Strand Consult has identified five paths that smaller operators on a market can choose between:

1. Cost control – Use tight cost control and a close focus on all costs to ensure that your company is being run more cost efficiently than your competitors. This is a tough business strategy and is being used to a lesser or greater extent by all mobile operators every day.

2. Infrastructure sharing – An increasing number of operators are not only outsourcing smaller or larger parts of their business, they are also now signing network sharing agreements with their competitors, allowing them to create companies that deliver mobile traffic to multiple competing mobile operators.

3. An aggressive MVNO strategy – Using an aggressive MVNO strategy makes it possible to significantly reduce your sales and marketing costs.

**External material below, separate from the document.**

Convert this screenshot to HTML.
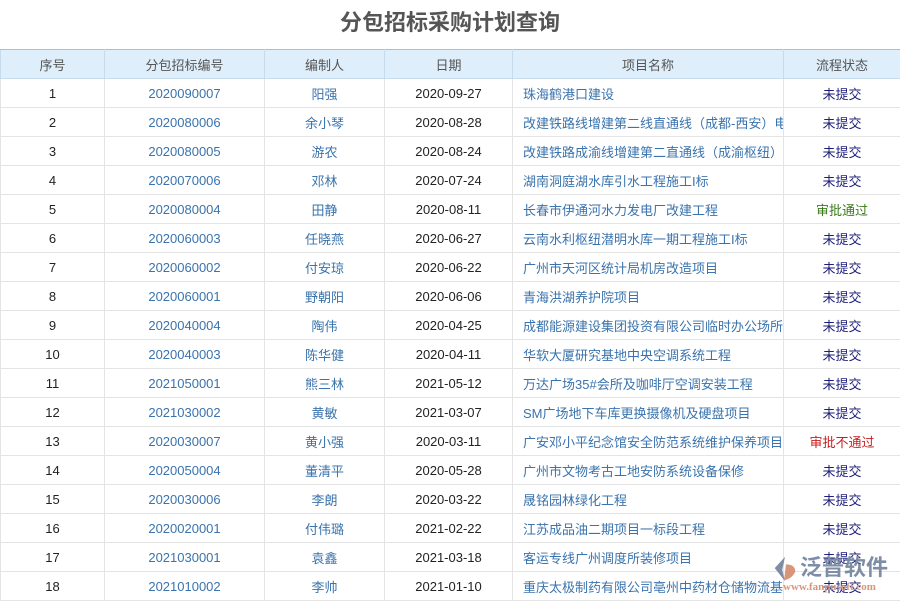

In practice mobile operators using this strategy will move away from purchasing expensive customers with a high margin, that will not be profitable for 12 – 24 months, to purchasing customers with a lower margin, but that are generating a positive cash flow from the first month.

4. A focused strategy – An operator can also have a focused strategy, where they avoid customer segments and products that they either do not have the resources to handle, or the ability to service. One way of doing business using this strategy would be to solely focus on SIM-only products and not subsidise any type of hardware. By using this strategy, an operator can profile themselves on the market with simple and clear messages and at the same time significantly reduce their distribution costs.

5. The capitulation strategy – Operators thinking about this type of strategy have most probably already tried one or more of the above strategies without much success and have therefore concluded that their business may have a larger value if they try selling it to a competitor, that will gain the advantage of being able to benefit from the synergies of merging two mobile operators. There have been numerous examples where we have seen very high “scrap” values for mobile operator. For many mobile operators that are number three or four on a mobile market, this model is probably the most profitable for their shareholders.